Quinn, who interviewed with Denver, Arizona and Indianapolis, told McCarthy on Thursday he would be back for a third season with the Cowboys. Quinn, who led Atlanta to a Super Bowl as coach, made the same decision after interviewing for jobs last year.
Dallas was the first team since the “Steel Curtain” era of the Pittsburgh Steelers from 1972-74 to lead the NFL in takeaways in consecutive years.
“This is big for us,” McCarthy said. “Gives us continuity with what we accomplished the last two years and build off of that. And just frankly on a personal note, I can’t tell you how thankful I am.”
The future of offensive coordinator Kellen Moore seems less certain. Moore interviewed for the head coaching job with the Panthers, who hired Frank Reich on Thursday.
McCarthy wouldn't answer a question about whether Moore would be the play-caller in 2023 if he weren't hired as a head coach elsewhere.
The mostly productive Dallas offense sputtered in each of the playoff losses the past two seasons.

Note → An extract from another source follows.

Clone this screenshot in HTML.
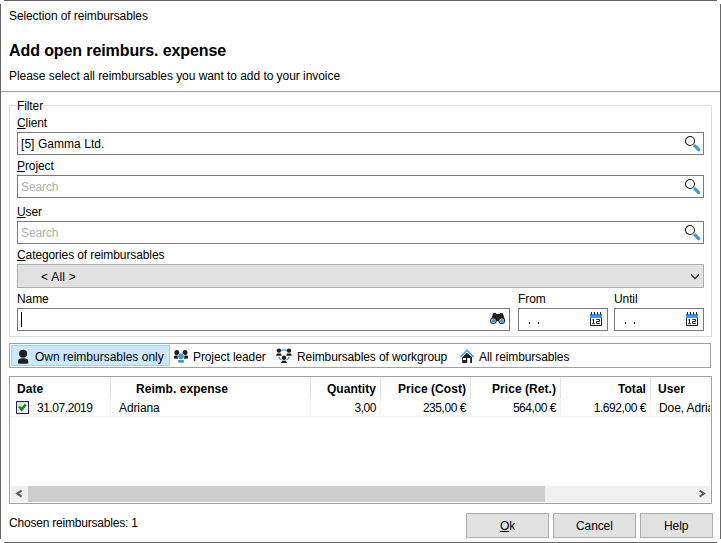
<!DOCTYPE html>
<html><head><meta charset="utf-8">
<style>
*{margin:0;padding:0;box-sizing:border-box}
html,body{width:721px;height:543px;overflow:hidden;background:#fff}
body{position:relative;font-family:"Liberation Sans",sans-serif;font-size:12px;color:#000}
.a{position:absolute}
.t{position:absolute;margin-top:1px;line-height:15px;white-space:nowrap;letter-spacing:-0.1px}
.b{font-weight:bold;letter-spacing:0.05px}
.u{text-decoration:underline;text-underline-offset:1px}
.box{position:absolute;border:1px solid #7a7a7a;background:#fff}
.ph{color:#b0b0b0}
.r{text-align:right}
.n{letter-spacing:-0.45px}
.btn{position:absolute;background:#e1e1e1;border:1px solid #adadad}
</style></head><body>

<!-- outer window border -->
<div class="a" style="left:4px;top:0;width:713px;height:1px;background:#666"></div>
<div class="a" style="left:4px;top:542px;width:713px;height:1px;background:#666"></div>
<div class="a" style="left:0;top:4px;width:1px;height:535px;background:#666"></div>
<div class="a" style="left:720px;top:4px;width:1px;height:535px;background:#666"></div>

<div class="t" style="left:9px;top:8px">Selection of reimbursables</div>
<div class="t b" style="left:9px;top:41px;font-size:16px;line-height:18px;letter-spacing:-0.1px">Add open reimburs. expense</div>
<div class="t" style="left:9px;top:68px;letter-spacing:-0.05px">Please select all reimbursables you want to add to your invoice</div>

<div class="a" style="left:1px;top:91px;width:719px;height:1px;background:#a0a0a0"></div>

<!-- group box -->
<div class="a" style="left:9px;top:105px;width:703px;height:232px;border:1px solid #dcdcdc"></div>
<div class="t" style="left:17px;top:98px;background:#fff;padding:0">Filter</div>

<div class="t" style="left:17px;top:115px"><span class="u">C</span>lient</div>
<div class="box" style="left:17px;top:132px;width:687px;height:23px"></div>
<div class="t" style="left:21px;top:136px;letter-spacing:0.05px">[5] Gamma Ltd.</div>

<div class="t" style="left:17px;top:158px"><span class="u">P</span>roject</div>
<div class="box" style="left:17px;top:175px;width:687px;height:23px"></div>
<div class="t ph" style="left:21px;top:179px">Search</div>

<div class="t" style="left:17px;top:204px"><span class="u">U</span>ser</div>
<div class="box" style="left:17px;top:221px;width:687px;height:23px"></div>
<div class="t ph" style="left:21px;top:225px">Search</div>

<div class="t" style="left:17px;top:247px"><span class="u">C</span>ategories of reimbursables</div>
<div class="btn" style="left:17px;top:264px;width:687px;height:24px"></div>
<div class="t" style="left:41px;top:269px;letter-spacing:0.25px">&lt; All &gt;</div>

<div class="t" style="left:17px;top:291px">Name</div>
<div class="t" style="left:518px;top:291px">From</div>
<div class="t" style="left:614px;top:291px">Until</div>
<div class="box" style="left:17px;top:308px;width:493px;height:23px"></div>
<div class="a" style="left:21px;top:312px;width:1px;height:15px;background:#000"></div>
<div class="box" style="left:518px;top:308px;width:90px;height:23px"></div>
<div class="box" style="left:614px;top:308px;width:90px;height:23px"></div>

<!-- toolbar -->
<div class="a" style="left:9px;top:343px;width:702px;height:25px;border:1px solid #a0a0a0"></div>
<div class="a" style="left:11px;top:345px;width:159px;height:21px;background:#cce8ff;border:1px solid #99d1ff"></div>
<div class="t" style="left:35px;top:349px;letter-spacing:0px">Own reimbursables only</div>
<div class="t" style="left:193px;top:349px">Project leader</div>
<div class="t" style="left:297px;top:349px">Reimbursables of workgroup</div>
<div class="t" style="left:479px;top:349px">All reimbursables</div>

<!-- grid -->
<div class="a" style="left:9px;top:376px;width:703px;height:128px;border:1px solid #a0a0a8"></div>
<div class="t b" style="left:17px;top:381px">Date</div>
<div class="t b" style="left:136px;top:381px">Reimb. expense</div>
<div class="t b r" style="left:310px;top:381px;width:66px">Quantity</div>
<div class="t b r" style="left:380px;top:381px;width:86px">Price (Cost)</div>
<div class="t b r" style="left:470px;top:381px;width:86px">Price (Ret.)</div>
<div class="t b r" style="left:560px;top:381px;width:86px">Total</div>
<div class="t b" style="left:658px;top:381px">User</div>

<div class="t n" style="left:37px;top:400px">31.07.2019</div>
<div class="t" style="left:119px;top:400px">Adriana</div>
<div class="t n r" style="left:310px;top:400px;width:66px">3,00</div>
<div class="t n r" style="left:380px;top:400px;width:86px">235,00 €</div>
<div class="t n r" style="left:470px;top:400px;width:86px">564,00 €</div>
<div class="t n r" style="left:560px;top:400px;width:86px">1.692,00 €</div>
<div class="a" style="left:659px;top:400px;width:51px;height:16px;overflow:hidden"><div class="t" style="left:0;top:0">Doe, Adriana</div></div>

<!-- scrollbar -->
<div class="a" style="left:11px;top:486px;width:699px;height:16px;background:#f0f0f0"></div>
<div class="a" style="left:28px;top:486px;width:517px;height:16px;background:#cdcdcd"></div>

<div class="t" style="left:9px;top:515px;letter-spacing:-0.2px">Chosen reimbursables: 1</div>

<div class="btn" style="left:466px;top:513px;width:83px;height:25px"></div>
<div class="t" style="left:500px;top:518px"><span class="u">O</span>k</div>
<div class="btn" style="left:553px;top:513px;width:83px;height:25px"></div>
<div class="t" style="left:576px;top:518px">Cancel</div>
<div class="btn" style="left:640px;top:513px;width:73px;height:25px"></div>
<div class="t" style="left:664px;top:518px">Help</div>

<svg class="a" style="left:683px;top:134px" width="20" height="20" viewBox="0 0 20 20"><circle cx="7" cy="7" r="4.5" fill="none" stroke="#1e1e1e" stroke-width="1.1"/><line x1="11.9" y1="11.9" x2="15.7" y2="15.7" stroke="#3a96dd" stroke-width="3.2" stroke-linecap="round"/></svg>
<svg class="a" style="left:683px;top:177px" width="20" height="20" viewBox="0 0 20 20"><circle cx="7" cy="7" r="4.5" fill="none" stroke="#1e1e1e" stroke-width="1.1"/><line x1="11.9" y1="11.9" x2="15.7" y2="15.7" stroke="#3a96dd" stroke-width="3.2" stroke-linecap="round"/></svg>
<svg class="a" style="left:683px;top:223px" width="20" height="20" viewBox="0 0 20 20"><circle cx="7" cy="7" r="4.5" fill="none" stroke="#1e1e1e" stroke-width="1.1"/><line x1="11.9" y1="11.9" x2="15.7" y2="15.7" stroke="#3a96dd" stroke-width="3.2" stroke-linecap="round"/></svg>
<svg class="a" style="left:689px;top:272px" width="12" height="9"><polyline points="2,2.5 6,6.5 10,2.5" fill="none" stroke="#333" stroke-width="1.3"/></svg>
<svg class="a" style="left:487px;top:309px" width="22" height="18" viewBox="0 0 22 18"><path d="M3.8,12 L5.8,5.2 Q6.2,4 7.2,4 L8.6,4 Q9.2,4 9.4,5 L12.6,5 Q12.8,4 13.4,4 L14.8,4 Q15.8,4 16.2,5.2 L18.2,12 Z" fill="#1e1e1e"/><circle cx="6.4" cy="11.7" r="3.3" fill="#1e1e1e"/><circle cx="14.7" cy="11.7" r="3.3" fill="#1e1e1e"/><circle cx="6.4" cy="11.7" r="2.3" fill="#e8f3fb"/><circle cx="14.7" cy="11.7" r="2.3" fill="#e8f3fb"/><circle cx="6.6" cy="11.9" r="1.8" fill="#3a96dd"/><circle cx="14.9" cy="11.9" r="1.8" fill="#3a96dd"/></svg>
<svg class="a" style="left:589px;top:311px" width="14" height="16" viewBox="0 0 14 16"><rect x="1" y="3" width="12" height="4" fill="#3a96dd"/><rect x="2" y="1" width="1" height="3" fill="#222"/><rect x="5" y="1" width="1" height="3" fill="#222"/><rect x="8" y="1" width="1" height="3" fill="#222"/><rect x="11" y="1" width="1" height="3" fill="#222"/><path d="M1.5,7 V14.5 H12.5 V7" fill="#fff" stroke="#222" stroke-width="1"/><path d="M3.2,9 L4.5,8.3 V12.7 M3.2,12.7 H5.8" fill="none" stroke="#222" stroke-width="1"/><path d="M7.3,8.5 H10.5 V10.5 H7.5 V12.5 H10.8" fill="none" stroke="#222" stroke-width="1"/></svg>
<svg class="a" style="left:685px;top:311px" width="14" height="16" viewBox="0 0 14 16"><rect x="1" y="3" width="12" height="4" fill="#3a96dd"/><rect x="2" y="1" width="1" height="3" fill="#222"/><rect x="5" y="1" width="1" height="3" fill="#222"/><rect x="8" y="1" width="1" height="3" fill="#222"/><rect x="11" y="1" width="1" height="3" fill="#222"/><path d="M1.5,7 V14.5 H12.5 V7" fill="#fff" stroke="#222" stroke-width="1"/><path d="M3.2,9 L4.5,8.3 V12.7 M3.2,12.7 H5.8" fill="none" stroke="#222" stroke-width="1"/><path d="M7.3,8.5 H10.5 V10.5 H7.5 V12.5 H10.8" fill="none" stroke="#222" stroke-width="1"/></svg>
<div class="a" style="left:529px;top:322px;width:1px;height:2px;background:#300"></div>
<div class="a" style="left:538px;top:322px;width:1px;height:2px;background:#300"></div>
<div class="a" style="left:625px;top:322px;width:1px;height:2px;background:#300"></div>
<div class="a" style="left:634px;top:322px;width:1px;height:2px;background:#300"></div>
<svg class="a" style="left:14px;top:346px" width="18" height="20" viewBox="0 0 18 20"><circle cx="9.1" cy="7.8" r="4" fill="#1e1e1e"/><path d="M4,17.4 V15 Q4,12.4 9.1,12.3 Q14.2,12.4 14.2,15 V17.4 Q9.1,18 4,17.4 Z" fill="#1e1e1e"/></svg>
<svg class="a" style="left:171px;top:347px" width="20" height="19" viewBox="0 0 20 19"><circle cx="5.8" cy="5.4" r="2.5" fill="#1e1e1e"/><circle cx="14" cy="5.4" r="2.5" fill="#1e1e1e"/><rect x="3" y="8.4" width="5" height="3.4" rx="1.2" fill="#1e1e1e"/><rect x="12" y="8.4" width="5" height="3.4" rx="1.2" fill="#1e1e1e"/><circle cx="10" cy="9.4" r="3.4" fill="#fff"/><rect x="6.4" y="12.4" width="7.2" height="4" rx="1.5" fill="#fff"/><circle cx="10" cy="9.4" r="2.8" fill="#3a96dd"/><rect x="7" y="12.9" width="6.1" height="2.9" rx="1.1" fill="#3a96dd"/></svg>
<svg class="a" style="left:273px;top:346px" width="22" height="20" viewBox="0 0 22 20"><circle cx="11" cy="9.3" r="5.4" fill="none" stroke="#3a96dd" stroke-width="1.2"/><circle cx="5.9" cy="4.6" r="2.5" fill="#fff"/><path d="M2.3000000000000003,10.2 L3.2,7.199999999999999 H8.600000000000001 L9.5,10.2 Z" fill="#fff" stroke="#fff" stroke-width="0.9"/><circle cx="5.9" cy="4.6" r="2.2" fill="#1e1e1e"/><path d="M3.0000000000000004,9.8 L3.9000000000000004,7.6 H7.9 L8.8,9.8 Z" fill="#1e1e1e"/><circle cx="16" cy="4.6" r="2.5" fill="#fff"/><path d="M12.4,10.2 L13.3,7.199999999999999 H18.7 L19.6,10.2 Z" fill="#fff" stroke="#fff" stroke-width="0.9"/><circle cx="16" cy="4.6" r="2.2" fill="#1e1e1e"/><path d="M13.1,9.8 L14,7.6 H18 L18.9,9.8 Z" fill="#1e1e1e"/><circle cx="11" cy="11.8" r="2.5" fill="#fff"/><path d="M7.4,17.4 L8.3,14.4 H13.7 L14.6,17.4 Z" fill="#fff" stroke="#fff" stroke-width="0.9"/><circle cx="11" cy="11.8" r="2.2" fill="#1e1e1e"/><path d="M8.1,17.0 L9,14.8 H13 L13.9,17.0 Z" fill="#1e1e1e"/></svg>
<svg class="a" style="left:457px;top:346px" width="20" height="20" viewBox="0 0 20 20"><polyline points="3.3,11 10,4.3 16.7,11" fill="none" stroke="#3a96dd" stroke-width="1.4"/><path d="M5.2,16.9 V11.3 L10,6.8 L15,11.3 V16.9 Z" fill="#1e1e1e"/><rect x="6" y="12" width="3" height="2" fill="#fff"/><rect x="10.2" y="12" width="3" height="5" fill="#fff"/></svg>
<div class="a" style="left:110px;top:378px;width:1px;height:21px;background:#e0e0e0"></div>
<div class="a" style="left:110px;top:400px;width:1px;height:16px;background:repeating-linear-gradient(to bottom,#e9e9e9 0 1px,transparent 1px 2px)"></div>
<div class="a" style="left:310px;top:378px;width:1px;height:21px;background:#e0e0e0"></div>
<div class="a" style="left:310px;top:400px;width:1px;height:16px;background:repeating-linear-gradient(to bottom,#e9e9e9 0 1px,transparent 1px 2px)"></div>
<div class="a" style="left:380px;top:378px;width:1px;height:21px;background:#e0e0e0"></div>
<div class="a" style="left:380px;top:400px;width:1px;height:16px;background:repeating-linear-gradient(to bottom,#e9e9e9 0 1px,transparent 1px 2px)"></div>
<div class="a" style="left:470px;top:378px;width:1px;height:21px;background:#e0e0e0"></div>
<div class="a" style="left:470px;top:400px;width:1px;height:16px;background:repeating-linear-gradient(to bottom,#e9e9e9 0 1px,transparent 1px 2px)"></div>
<div class="a" style="left:560px;top:378px;width:1px;height:21px;background:#e0e0e0"></div>
<div class="a" style="left:560px;top:400px;width:1px;height:16px;background:repeating-linear-gradient(to bottom,#e9e9e9 0 1px,transparent 1px 2px)"></div>
<div class="a" style="left:650px;top:378px;width:1px;height:21px;background:#e0e0e0"></div>
<div class="a" style="left:650px;top:400px;width:1px;height:16px;background:repeating-linear-gradient(to bottom,#e9e9e9 0 1px,transparent 1px 2px)"></div>
<div class="a" style="left:10px;top:416px;width:700px;height:1px;background:repeating-linear-gradient(to right,#e9e9e9 0 1px,transparent 1px 2px)"></div>
<svg class="a" style="left:16px;top:401px" width="13" height="13" viewBox="0 0 13 13"><defs><linearGradient id="cg" x1="0" y1="0" x2="1" y2="1"><stop offset="0" stop-color="#dcdcdc"/><stop offset="1" stop-color="#fafafa"/></linearGradient></defs><rect x="0.5" y="0.5" width="12" height="12" fill="url(#cg)" stroke="#1b2466" stroke-width="1"/><polyline points="3.2,5.6 5.6,8.7 9.7,3.6" fill="none" stroke="#0a8a0a" stroke-width="2.4"/></svg>
<svg class="a" style="left:11px;top:486px" width="17" height="16"><polyline points="10.6,4.6 6.2,7.6 10.6,10.6" fill="none" stroke="#606060" stroke-width="2.2"/></svg>
<svg class="a" style="left:692px;top:486px" width="17" height="16"><polyline points="7.6,4.6 12,7.6 7.6,10.6" fill="none" stroke="#606060" stroke-width="2.2"/></svg>
</body></html>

“I really don’t want to play this game today,” McCarthy said. “Kellen Moore, just like the rest of the coaches, will be evaluated. The evaluation, it takes more than one day.”
The coaches who won't be back include assistant head coach Rob Davis, who spent 10 seasons on McCarthy's Green Bay staff after finishing his career as the Packers' long snapper, and senior defensive assistant George Edwards.
The others are offensive line coach and former Miami head coach Joe Philbin, running backs coach Skip Peete, assistant defensive line coach Leon Lett and quality control analyst Kyle Valero.
Edwards was a senior defensive assistant who took a leading role with the linebackers and was praised on Twitter by two-time All-Pro pass rusher Micah Parsons.
Edwards joined the Cowboys when McCarthy was hired in 2020, as did Philbin and Peete. It was Peete's second stint as Dallas' running backs coach.
Lett, a two-time Pro Bowl defensive lineman who played on all three Super Bowl-winning Dallas teams in the 1990s, just finished his 12th season on the staff. Valero had been with the Cowboys since 2014.